At this impasse, I understand we can’t talk about the colonial state of mind without talking about white supremacy. Which is why I will always call for specific action against white supremacy. I’m not apologetic about that. But I worry when our rhetoric becomes superficial. Hateful speech against white people is vastly different than rageful speech against white supremacy. The former is rooted in our own colonial states of mind, our egos. The latter is calling injustice into accountability.

Hateful speech against white people is vastly different than rageful speech against white supremacy.

And yes, I know hateful speech against white people doesn’t have much political, economic and cultural ramifications, because, yes, whiteness does have a stranglehold on political, cultural and economic infrastructure in the globe.


But white supremacy is a blip in history. What happens when the tides shift? What happens when TV shows look more increasingly like the plurality of the planet? What about when education shifts to represent the multiplicities of histories and locus' of knowledge that overlap on Turtle Island? What happens when students learn Arabic, English, and Cree in public schools? When theatres confidently have Black, Indigenous, and People of Color in positions of power? When economic systems shapeshift away from the cultural capitalism and its white supremacy? What happens when America loses its global wealth and power (which is it)?


What happens when the tides shift? They inevitably will, we see that in history.


Then, surely, we will have overcome and our dream is a success, and we can celebrate. But if all of this is built on teaching our children hateful rhetoric to those who are in power today, then all we have done is pursued the same egoic journey that puts us at the bottom of the pyramid now.


And I know full well, our rage is justified, our demands for change need to be met, our anger doesn’t need to be tempered and our tones don’t need to be soft for the change to be demanded. But in the journey of self determination, I don’t want to become the villainy I fight against.

But in the journey of self determination, I don’t want to become the villainy I fight against.

WHAT IS THE ANATOMY OF SUPREMACY?


When we observe these histories of imperialism and the political manifestation of the ego, we see that the anatomy of supremacy is a daisy chain of one oppressed group with a justified rage turned into an oppressive group with a tyrant authority. The anatomy of supremacy centers fear, scarcity, and paranoia. In turn, this breeds a lust of power, an occupation of the minds and hearts of its subjects, and a deeply convincing self-righteousness. It inverts the scarcity experienced through repression into an insatiable and desperate power over others.


Look no further the political irony that has become the settler colonialism of Israel against Palestinians. Look no further than the white Christian fundamentalists that stormed that capitol of the United States last year (and if you’re thinking, at what point in history were the Christians oppressed, don’t forget the most recent dominating empire before the one we’re in now was the Muslim empire with a 600-year legacy – who, yes, colonized well into Europe (look at Spain and Eastern Europe).

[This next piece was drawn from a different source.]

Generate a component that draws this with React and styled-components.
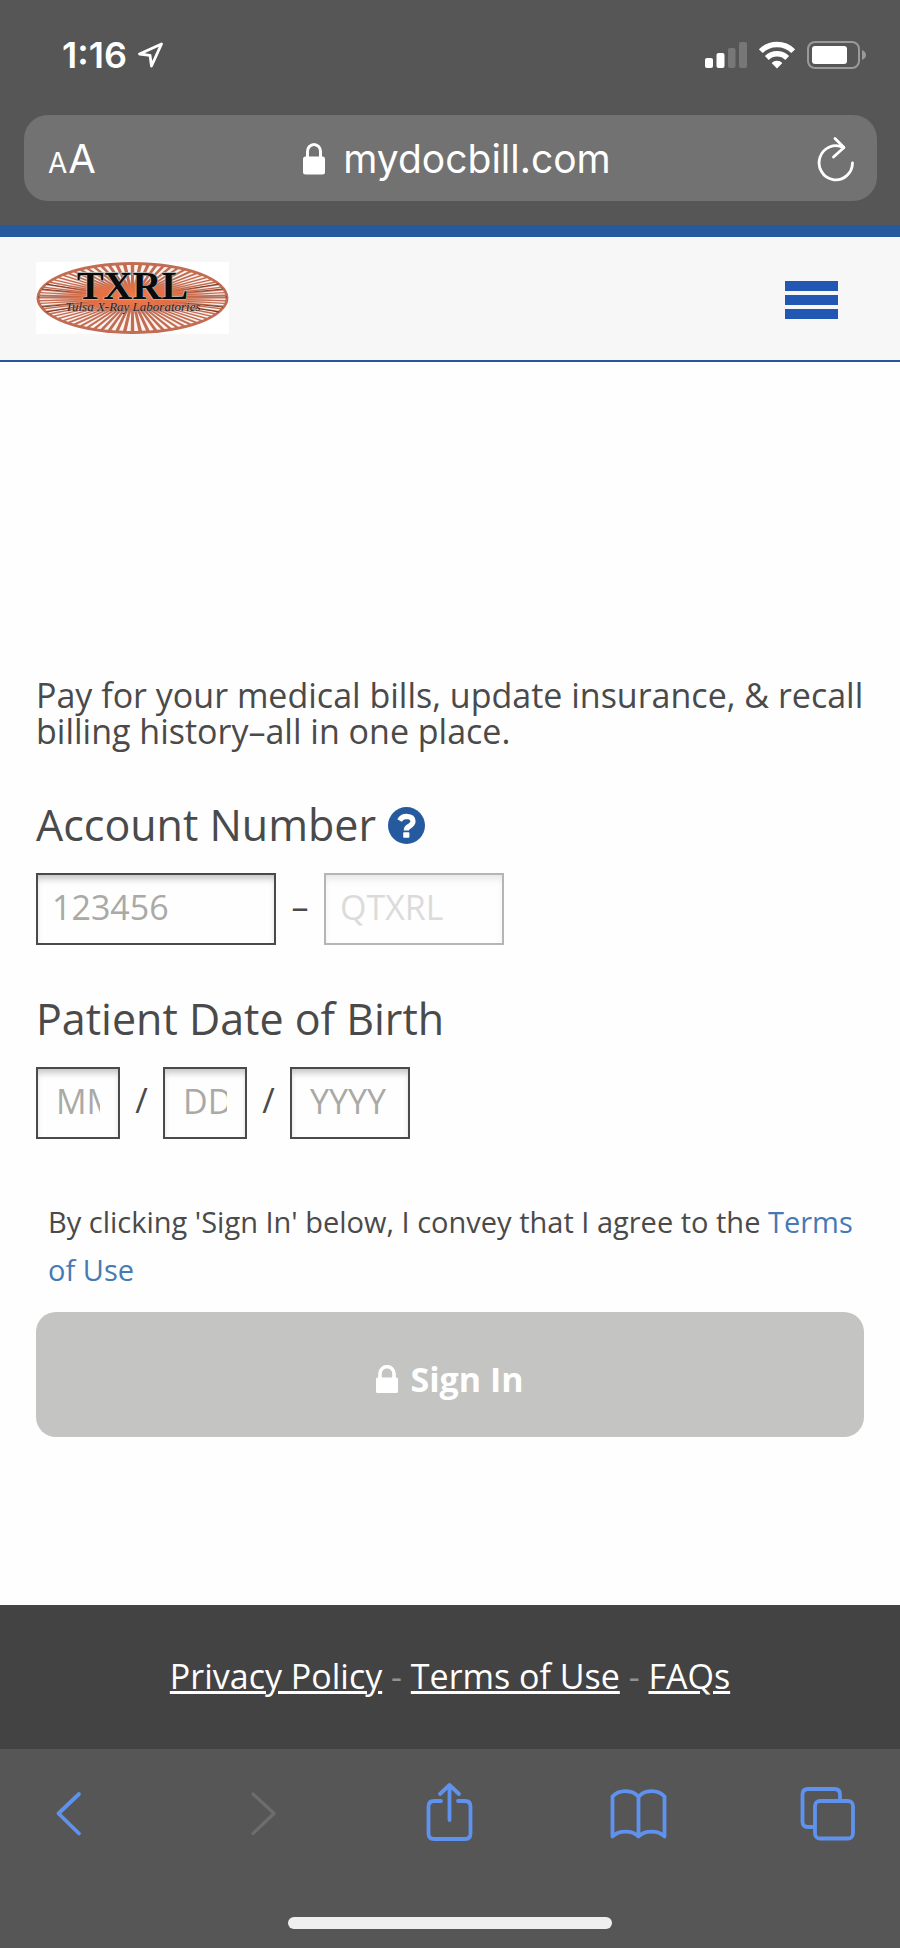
import React from "react";
import styled, { createGlobalStyle } from "styled-components";

const GlobalStyle = createGlobalStyle`
  * { box-sizing: border-box; }
  body { margin: 0; background: #fefefe; }
  button { border: 0; padding: 0; background: none; font: inherit; color: inherit; cursor: pointer; }
`;

const Page = styled.div`
  min-height: 100vh;
  display: flex;
  flex-direction: column;
  font-family: "Open Sans", "Noto Sans", sans-serif;
  color: #4a4a4a;
`;

const BrowserTop = styled.div`
  background: #565656;
  color: #fff;
  font-family: Inter, "Liberation Sans", sans-serif;
  padding: 32px 23px 24px 24px;
`;

const StatusBar = styled.div`
  display: flex;
  align-items: center;
  justify-content: space-between;
  height: 46px;
  margin-bottom: 37px;
  padding: 0 10px 0 38px;
`;

const StatusGroup = styled.div`
  display: flex;
  align-items: center;
  gap: ${(p) => p.$gap}px;
`;

const Clock = styled.span`
  font-size: 36px;
  line-height: 46px;
  font-weight: 600;
`;

const AddressBar = styled.div`
  display: grid;
  grid-template-columns: 60px 1fr 60px;
  align-items: center;
  height: 86px;
  padding: 2px 11px 0 24px;
  border-radius: 24px;
  background: #727272;
`;

const TextSize = styled.button`
  display: flex;
  align-items: baseline;
  gap: 1px;
  line-height: 48px;
  padding-top: 4px;
`;

const Letter = styled.span`
  font-size: ${(p) => p.$size}px;
`;

const Address = styled.div`
  display: flex;
  align-items: center;
  justify-content: center;
  gap: 18px;
  font-size: 39px;
  line-height: 48px;
`;

const ReloadButton = styled.button`
  display: flex;
  justify-content: center;
`;

const Header = styled.header`
  display: flex;
  align-items: center;
  justify-content: space-between;
  height: 137px;
  padding: 0 62px 2px 36px;
  border-top: 12px solid #255a9f;
  border-bottom: 2px solid #2a5699;
  background: #f7f7f7;
`;

const LogoLink = styled.a`
  display: flex;
  background: #fff;
`;

const MenuButton = styled.button`
  display: flex;
  flex-direction: column;
  gap: 4px;
  width: 53px;
  margin-top: 4px;
`;

const MenuBar = styled.span`
  height: 10px;
  background: #2257b3;
`;

const Main = styled.main`
  flex: 1;
  padding: 315px 36px 167px;
`;

const Intro = styled.p`
  margin: 0 0 46px;
  font-size: 34px;
  line-height: 36px;
`;

const Field = styled.fieldset`
  min-width: 0;
  margin: 0 0 ${(p) => p.$after}px;
  padding: 0;
  border: 0;
`;

const FieldTitle = styled.legend`
  display: flex;
  align-items: center;
  gap: 12px;
  padding: 0 0 18px;
  font-size: 43px;
  line-height: 60px;
`;

const HelpButton = styled.button`
  display: flex;
`;

const InputRow = styled.div`
  display: flex;
  align-items: center;
`;

const TextInput = styled.input`
  width: ${(p) => p.$width}px;
  height: 72px;
  padding: 0 ${(p) => p.$pad}px 4px;
  border: 2px solid #4a4a4a;
  border-radius: 0;
  background: #fefefe;
  box-shadow: inset 0 6px 6px -2px rgba(60, 50, 70, 0.28);
  font-family: inherit;
  font-size: 34px;
  color: #4a4a4a;
  opacity: ${(p) => (p.disabled ? 0.4 : 1)};

  &::placeholder { color: #a9a9a6; opacity: 1; }
`;

const Separator = styled.span`
  width: ${(p) => p.$width}px;
  text-align: center;
  font-size: 34px;
  line-height: 46px;
  padding-bottom: 6px;
`;

const Agreement = styled.p`
  margin: 0 0 18px;
  padding-left: 12px;
  font-size: 29px;
  line-height: 48px;
`;

const TextLink = styled.a`
  color: #467ab5;
  text-decoration: none;
`;

const SignInButton = styled.button`
  display: flex;
  align-items: center;
  justify-content: center;
  gap: 12px;
  width: 100%;
  height: 125px;
  padding-top: 8px;
  border-radius: 20px;
  background: #c4c4c2;
  color: #fff;
  font-size: 34px;
  font-weight: 700;
`;

const Footer = styled.footer`
  padding: 48px 24px 50px;
  background: #434343;
  color: #929292;
  font-size: 34px;
  line-height: 46px;
  text-align: center;
`;

const FooterLink = styled.a`
  color: #fff;
`;

const BrowserBottom = styled.div`
  display: flex;
  flex-direction: column;
  align-items: center;
  gap: 72px;
  padding: 31px 0 19px;
  background: #565656;
`;

const Toolbar = styled.nav`
  display: flex;
  align-self: stretch;
  justify-content: space-between;
  padding: 0 42px 0 39px;
  color: #5f92ee;
`;

const ToolButton = styled.button`
  display: flex;
  width: 60px;
  height: 65px;
  &:disabled { color: #6d6d6d; }
`;

const HomeIndicator = styled.div`
  width: 36%;
  height: 12px;
  border-radius: 6px;
  background: #efefef;
`;

const LocationArrow = () => (
  <svg width="26" height="26" viewBox="0 0 26 26" fill="none" stroke="currentColor" strokeWidth="2.8" strokeLinejoin="round">
    <path d="M24.500 2 L2.500 12 L13 13.300 L14.500 24 Z" />
  </svg>
);

const SignalIcon = () => (
  <svg width="42" height="28" viewBox="0 0 42 28" fill="#fff">
    <rect x="0" y="17" width="8" height="10" rx="2" />
    <rect x="11.5" y="12" width="8" height="15" rx="2" />
    <rect x="23" y="7" width="7.5" height="20" rx="2" fill="#777" />
    <rect x="34" y="1" width="8" height="26" rx="2" fill="#777" />
  </svg>
);

const WifiIcon = () => (
  <svg width="36" height="28" viewBox="0 0 36 28" fill="none" stroke="#fff" strokeWidth="5.4">
    <path d="M1.8 10.2 A23 23 0 0 1 34.2 10.2" />
    <path d="M7.8 17 A14.5 14.5 0 0 1 28.2 17" />
    <path d="M18 27.5 L12.6 21.9 A7.6 7.6 0 0 1 23.4 21.9 Z" fill="#fff" stroke="none" />
  </svg>
);

const BatteryIcon = () => (
  <svg width="60" height="28" viewBox="0 0 60 28">
    <rect x="1" y="1" width="51" height="26" rx="7" fill="none" stroke="#9a9a9a" strokeWidth="2" />
    <rect x="5" y="5" width="35" height="18" rx="3" fill="#fff" />
    <path d="M55 9 Q59 11 59 14 Q59 17 55 19 Z" fill="#9a9a9a" />
  </svg>
);

const AddressLock = () => (
  <svg width="22" height="32" viewBox="0 0 22 32">
    <path d="M4.5 16 V8.5 A6.5 7 0 0 1 17.5 8.5 V16" fill="none" stroke="#fff" strokeWidth="3" />
    <rect x="0" y="13.5" width="22" height="18" rx="2.5" fill="#fff" />
  </svg>
);

const ReloadIcon = () => (
  <svg width="38" height="46" viewBox="0 0 38 46" fill="none" stroke="#fff" strokeWidth="2.8" strokeLinecap="round" strokeLinejoin="round">
    <path d="M35.5 27 A16.7 17 0 1 1 26.5 11.7" />
    <path d="M18 2.5 L27 11.5 L16.5 21" />
  </svg>
);

const HelpIcon = () => (
  <svg width="37" height="37" viewBox="0 0 37 37">
    <circle cx="18.5" cy="18.5" r="18.5" fill="#255a9f" />
    <path d="M11.5 13.5 Q14 9.3 18.5 9.3 Q25 9.6 25 14.3 Q25 17 21.5 19.2 Q18.3 20.8 18.3 23.5" fill="none" stroke="#fff" strokeWidth="5.2" />
    <rect x="15.2" y="25.2" width="6.2" height="5.6" rx="0.8" fill="#fff" />
  </svg>
);

const ButtonLock = () => (
  <svg width="22" height="28" viewBox="0 0 22 28">
    <path d="M4 14 V8.5 A7 6.8 0 0 1 18 8.5 V14" fill="none" stroke="#fff" strokeWidth="3.6" />
    <rect x="0" y="12.5" width="22" height="15.5" rx="1.5" fill="#fff" />
  </svg>
);

const lineIcon = {
  width: 60,
  height: 65,
  viewBox: "0 0 60 65",
  fill: "none",
  stroke: "currentColor",
  strokeWidth: 3.8,
  strokeLinecap: "round",
  strokeLinejoin: "round",
};

const BackIcon = () => (
  <svg {...lineIcon} strokeWidth="3.8"><path d="M40 14 L19.500 33.500 L40 53.500" /></svg>
);
const ForwardIcon = () => (
  <svg {...lineIcon} strokeWidth="3.2"><path d="M24 14 L45 33.500 L24 53.500" /></svg>
);
const ShareIcon = () => (
  <svg {...lineIcon}>
    <path d="M22 21 H15 Q9.500 21 9.500 26.500 V53.500 Q9.500 59 15 59 H46 Q51.500 59 51.500 53.500 V26.500 Q51.500 21 46 21 H39" />
    <path d="M30.500 40 V5 M21 14 L30.500 5 L40 14" />
  </svg>
);
const BookIcon = () => (
  <svg {...lineIcon}>
    <path d="M30.500 17 C25 9.500 11 9 4.500 16.500 V56.500 C11 50 24 50 30.500 56.500 C37 50 50 50 56.500 56.500 V16.500 C50 9 36 9.500 30.500 17 V56.500" />
  </svg>
);
const TabsIcon = () => (
  <svg {...lineIcon}>
    <path d="M16 47 H10 Q4.500 47 4.500 41.500 V14.500 Q4.500 9 10 9 H36.500 Q42 9 42 14.500 V20" />
    <rect x="17" y="21" width="38" height="37.500" rx="5" />
  </svg>
);

const RAY_COUNT = 76;
const rays = Array.from({ length: RAY_COUNT }, (_, i) => {
  const a = ((i + 0.5) / RAY_COUNT) * Math.PI * 2;
  const w = 0.022;
  const pt = (t, k) => `${(96.5 + 93 * k * Math.cos(t)).toFixed(1)},${(36 + 33 * k * Math.sin(t)).toFixed(1)}`;
  return `${pt(a, 0.35)} ${pt(a - w, 1)} ${pt(a + w, 1)}`;
});

const Logo = () => (
  <svg width="193" height="72" viewBox="0 0 193 72" role="img" aria-label="TXRL Tulsa X-Ray Laboratories">
    <defs>
      <radialGradient id="glow">
        <stop offset="0" stopColor="#f57a48" />
        <stop offset="0.6" stopColor="#e56f45" stopOpacity="0.9" />
        <stop offset="1" stopColor="#c0694f" stopOpacity="0" />
      </radialGradient>
    </defs>
    <ellipse cx="96.500" cy="36" rx="96" ry="36" fill="#c26d53" />
    {rays.map((points, i) => (
      <polygon key={i} points={points} fill="#fff3ee" />
    ))}
    <path
      d="M2 35 H191 M6 27 L96 36 L6 45 M187 27 L96 36 L187 45 M10 22 L96 36 L10 50 M183 22 L96 36 L183 50"
      fill="none"
      stroke="#6d2d20"
      strokeWidth="0.900"
    />
    <ellipse cx="96.500" cy="35" rx="84" ry="18" fill="url(#glow)" />
    <text x="96.500" y="37" textAnchor="middle" fontFamily="Liberation Serif, serif" fontWeight="700" fontSize="40" fill="#0b0b0b" stroke="#aebbb8" strokeWidth="1.400" paintOrder="stroke">TXRL</text>
    <text x="97" y="49" textAnchor="middle" fontFamily="Liberation Serif, serif" fontStyle="italic" fontSize="13" fill="#30201d" stroke="#b9a59c" strokeWidth="0.600" paintOrder="stroke">Tulsa X-Ray Laboratories</text>
  </svg>
);

export default function App() {
  return (
    <Page>
      <GlobalStyle />
      <BrowserTop>
        <StatusBar>
          <StatusGroup $gap={10}>
            <Clock>1:16</Clock>
            <LocationArrow />
          </StatusGroup>
          <StatusGroup $gap={12}>
            <SignalIcon />
            <WifiIcon />
            <BatteryIcon />
          </StatusGroup>
        </StatusBar>
        <AddressBar>
          <TextSize type="button" aria-label="Text size">
            <Letter $size={28}>A</Letter>
            <Letter $size={40}>A</Letter>
          </TextSize>
          <Address>
            <AddressLock />
            <span>mydocbill.com</span>
          </Address>
          <ReloadButton type="button" aria-label="Reload"><ReloadIcon /></ReloadButton>
        </AddressBar>
      </BrowserTop>

      <Header>
        <LogoLink href="#home"><Logo /></LogoLink>
        <MenuButton type="button" aria-label="Menu">
          <MenuBar /><MenuBar /><MenuBar />
        </MenuButton>
      </Header>

      <Main>
        <Intro>Pay for your medical bills, update insurance, &amp; recall billing history–all in one place.</Intro>
        <form onSubmit={(e) => e.preventDefault()}>
          <Field $after={44}>
            <FieldTitle>
              <label htmlFor="account">Account Number</label>
              <HelpButton type="button" aria-label="Help"><HelpIcon /></HelpButton>
            </FieldTitle>
            <InputRow>
              <TextInput id="account" $width={240} $pad={14} placeholder="123456" />
              <Separator $width={48}>–</Separator>
              <TextInput $width={180} $pad={14} placeholder="QTXRL" aria-label="Account code" disabled />
            </InputRow>
          </Field>
          <Field $after={59}>
            <FieldTitle>Patient Date of Birth</FieldTitle>
            <InputRow>
              <TextInput $width={84} $pad={18} placeholder="MM" aria-label="Month" />
              <Separator $width={43}>/</Separator>
              <TextInput $width={84} $pad={18} placeholder="DD" aria-label="Day" />
              <Separator $width={43}>/</Separator>
              <TextInput $width={120} $pad={18} placeholder="YYYY" aria-label="Year" />
            </InputRow>
          </Field>
          <Agreement>
            By clicking 'Sign In' below, I convey that I agree to the <TextLink href="#terms">Terms of Use</TextLink>
          </Agreement>
          <SignInButton type="submit"><ButtonLock />Sign In</SignInButton>
        </form>
      </Main>

      <Footer>
        <FooterLink href="#privacy">Privacy Policy</FooterLink> - <FooterLink href="#terms">Terms of Use</FooterLink> - <FooterLink href="#faqs">FAQs</FooterLink>
      </Footer>

      <BrowserBottom>
        <Toolbar aria-label="Browser">
          <ToolButton type="button" aria-label="Back"><BackIcon /></ToolButton>
          <ToolButton type="button" aria-label="Forward" disabled><ForwardIcon /></ToolButton>
          <ToolButton type="button" aria-label="Share"><ShareIcon /></ToolButton>
          <ToolButton type="button" aria-label="Bookmarks"><BookIcon /></ToolButton>
          <ToolButton type="button" aria-label="Tabs"><TabsIcon /></ToolButton>
        </Toolbar>
        <HomeIndicator />
      </BrowserBottom>
    </Page>
  );
}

The rhetoric in both Christian Evangelical Fundamentalists and Zionists groups is that we are repressed, we are attacked, we are at risk of death and domination. It isn't unusual for a Christian Evangelical Fundamentalist to proclaim that Muslims and their false God want to dominate over Euro-Christian cultures. And it isn't outside the scope of Zionists to proclaim that they are at a continual threat from European, Christian, or Muslim forces who wish for the eradication of Jewish people. While the historical context of these cultural foundations can certainly be justified, the inversion of these fears have birth oppressive and repressive cultures in the form of American global imperialism and Israeli settler colonialism. It becomes laughable when the fundamentalist Evangelicals are afraid of Muslim supremacy when the American Empire, and its inherent Christian undercurrents, have overwhelmingly orchestrated, manipulated, and devised the political, geographic, and economic outcomes of the entire Muslim world since WWI. The same logic can be applied the Zionist domination over the Palestinian people.


However, I share all of this to say that even those two specific groups, who now possess a great wealth of power, demonstrate how the daisy chain of how an oppressed group with a justified rage can mutate into a oppressive group with a tyrant authority. If today, I came into the world at a time when my experiences are oppressed and marginalized, but I have to resist the "lust for revenge" in how I lay down the foundations of my activism. I will not contribute to building a tomorrow that roots the fears of my ego into the soils of the Earth.


Instead, we can choose to respond to the offers of our spirit.


AN ALTERNATIVE DISPOSITION


If our egos tell us that fear, scarcity, and paranoia ought to be at our center, then our spirit tells us love, abundance, and faith can remedy this human fragility. By putting our ambitious egos in service of our spirit, we are putting ourselves to the good work.

...our spirit tells us love, abundance, and faith can remedy this human fragility. By putting our ambitious egos in service of our spirit, we are putting ourselves to the good work.

I fail at this over and over and over.


But that’s the work we’re tasked with. It isn’t a finish line we reach, it’s an unyielding process. And much like jogging builds endurance in our physical bodies, this negotiation of ego and spirit fortifies our spiritual bodies.


And if this is sounding religious (like Christians failing to live perfectly like Jesus or Buddhists’ in pursuit of stillness in mind, body, and heart), it’s because so many religions, in their essence, were simply descriptive observations of human spirit and not the prescriptions that they have mutated into. The struggle between an ambitiously entitled ego and a steadfast spirit has always been the struggle.

The struggle between an ambitiously entitled ego and a steadfast spirit has always been the struggle.

This internal work is where we manifest out from. And that grants us all the agency, self determination, and capacity to build a new world. It isn’t some far off future – it is right here and now.


So I ask, if imperialism and colonization is the political manifestation of our ego, what is the political manifestation of our spirit?